The Binomial Distribution

Counting successes across a fixed number of independent trials — the most widely used discrete distribution in auditing and quality control.

2.1

2.1 When Is the Binomial Distribution Appropriate?

All four conditions must hold simultaneously:

1. Fixed trials
The number of trials \(n\) is determined in advance and does not change.
2. Binary outcomes
Each trial produces exactly one of two outcomes: success or failure.
3. Constant probability
The probability of success \(p\) is the same on every trial.
4. Independence
The outcome of one trial does not affect any other trial.
Vantage Retail Co. — Checking the Conditions

Scenario A: A shipment of 20 electronics units arrives. Each unit is independently defective with probability 5%. Count the defectives. ✓ All four conditions hold — binomial applies.

Scenario B: Count the total revenue from 20 orders. Revenue is continuous and not binary. ✗ Binomial does not apply.

2.2

2.2 The Binomial Probability Formula

Formula
$$P(X = x) = \binom{n}{x} p^x (1-p)^{n-x}, \qquad x = 0, 1, 2, \ldots, n$$

where \(\displaystyle\binom{n}{x} = \frac{n!}{x!\,(n-x)!}\) counts the number of distinct ways to arrange \(x\) successes among \(n\) trials.

Vantage Retail Co. — Defective Items in a Shipment

Shipment: \(n = 20\) units, defect probability \(p = 0.05\).
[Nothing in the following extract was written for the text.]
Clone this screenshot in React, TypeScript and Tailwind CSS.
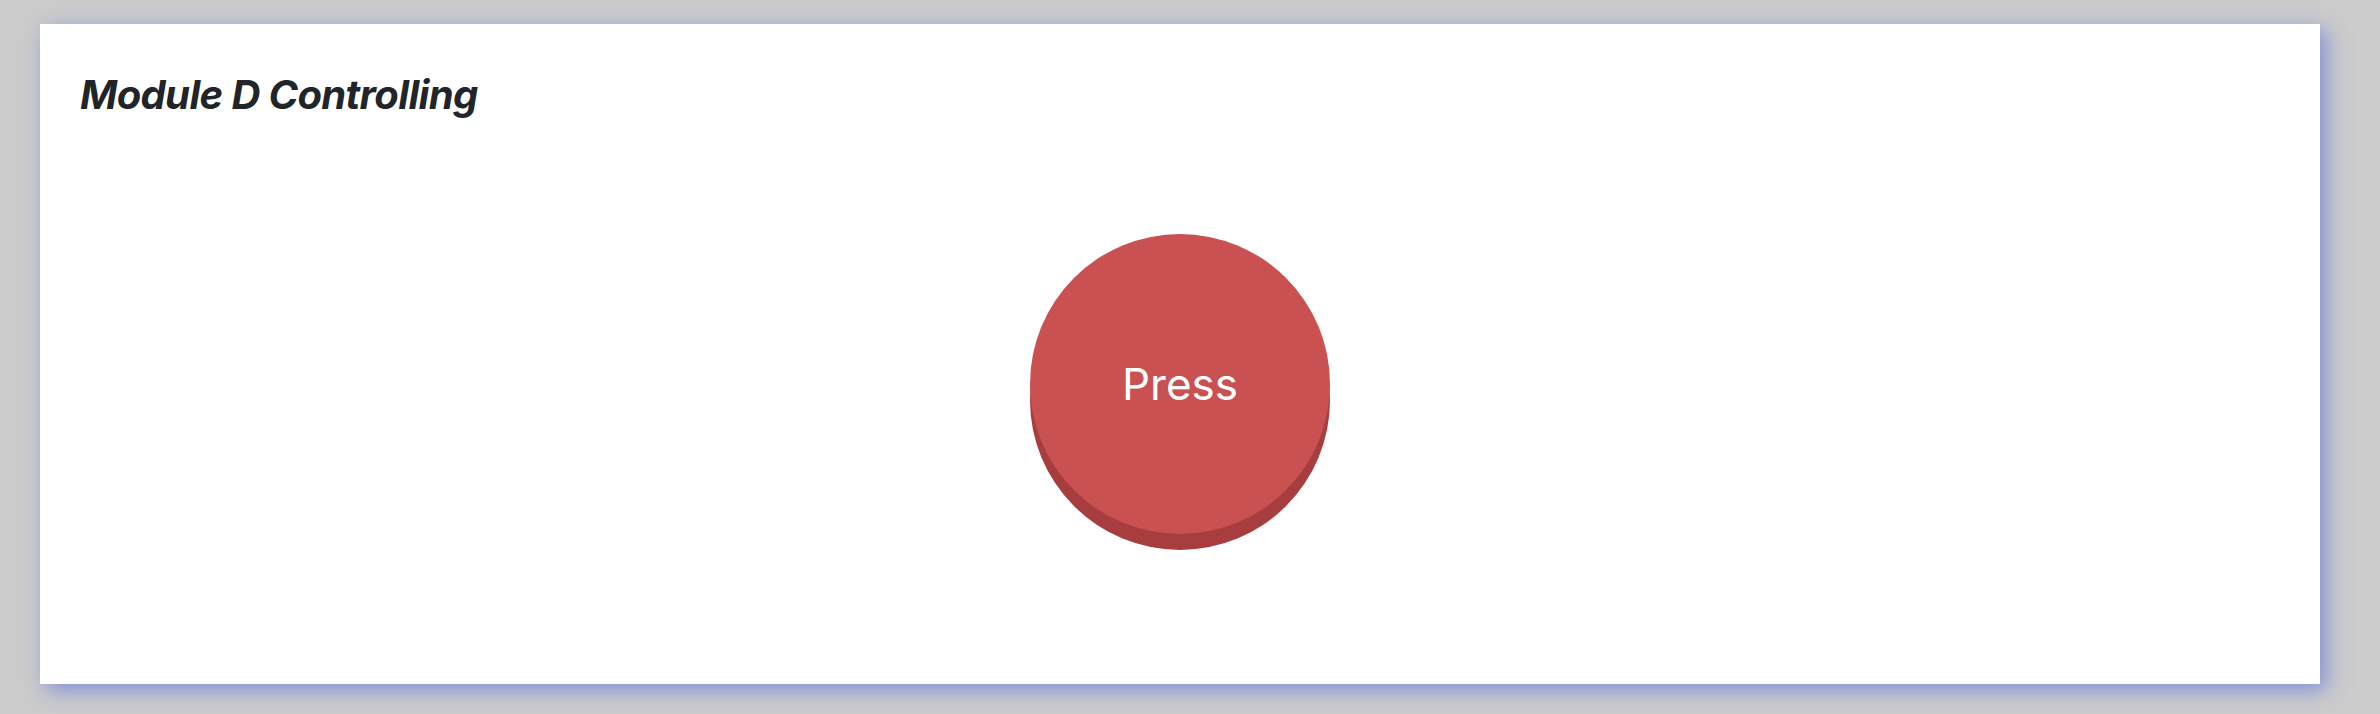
import React from "react";

export default function App() {
  return (
    <div className="min-h-[714px] w-full bg-[#cccccc] pt-[24px] pl-[40px] pr-[60px] pb-[30px]">
      <div className="h-[660px] bg-white shadow-[6px_6px_20px_rgba(70,95,220,0.55)] px-[40px] pt-[47px]">
        <h1 className="m-0 text-[40px] leading-[48px] font-bold italic tracking-[-0.016em] text-[#212529] [font-family:Inter,'Noto_Sans',sans-serif]">
          Module D Controlling
        </h1>
        <div className="mt-[115px] flex justify-center">
          <button
            type="button"
            className="flex h-[300px] w-[300px] items-center justify-center rounded-full bg-[#c95152] text-[44px] leading-none text-white shadow-[0_16px_0_#a83d3f] [font-family:Inter,'Noto_Sans',sans-serif]"
          >
            Press
          </button>
        </div>
      </div>
    </div>
  );
}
What is the probability that exactly 2 units are defective?

$$P(X = 2) = \binom{20}{2}(0.05)^2(0.95)^{18} = 190 \times 0.0025 \times 0.3972 \approx \mathbf{0.1887}$$

There is an 18.9% probability that exactly 2 units in this shipment are defective.

Reading the Formula
\(\binom{n}{x}\) counts the arrangements; \(p^x\) is the probability of \(x\) successes; \((1-p)^{n-x}\) is the probability of the remaining \(n-x\) failures. Multiply all three together.
2.3

2.3 Mean and Variance of the Binomial

Mean (Expected Value)
$$\mu = E(X) = np$$
Variance and Standard Deviation
$$\sigma^2 = np(1-p) \qquad \sigma = \sqrt{np(1-p)}$$
Vantage Retail Co. — Defective Items (\(n=20,\; p=0.05\))

\(\mu = 20 \times 0.05 = \mathbf{1.0}\) defective unit per shipment on average

\(\sigma^2 = 20 \times 0.05 \times 0.95 = 0.95\)

\(\sigma = \sqrt{0.95} \approx \mathbf{0.97}\) units

Quality Manager View
On average, 1 defective unit per shipment. Finding 0–3 defectives is well within one standard deviation — entirely normal variation. A shipment with 5+ defectives should prompt a supplier review.
0 1 2 3 4 5 0 .38 μ = 1.0
Figure 2.3: Binomial(20, 0.05) — right-skewed with peak at \(x=1\), matching \(\mu=1.0\)
2.4

2.4 Cumulative Binomial Probabilities

Many business decisions require probabilities over a range of outcomes, not just a single value.

Additive Rule for Discrete Distributions
$$P(X \le k) = \sum_{x=0}^{k} P(X = x) \qquad P(X > k) = 1 - P(X \le k)$$
Vantage Retail Co. — Acceptable Defect Threshold

Shipment: \(n=20, p=0.05\). Vantage's quality policy states a shipment is acceptable if it has at most 2 defectives. What is the probability a shipment is accepted?

$$P(X \le 2) = P(X=0) + P(X=1) + P(X=2)$$ $$= 0.3585 + 0.3774 + 0.1887 = \mathbf{0.9246}$$

There is a 92.5% probability any given shipment passes the quality check.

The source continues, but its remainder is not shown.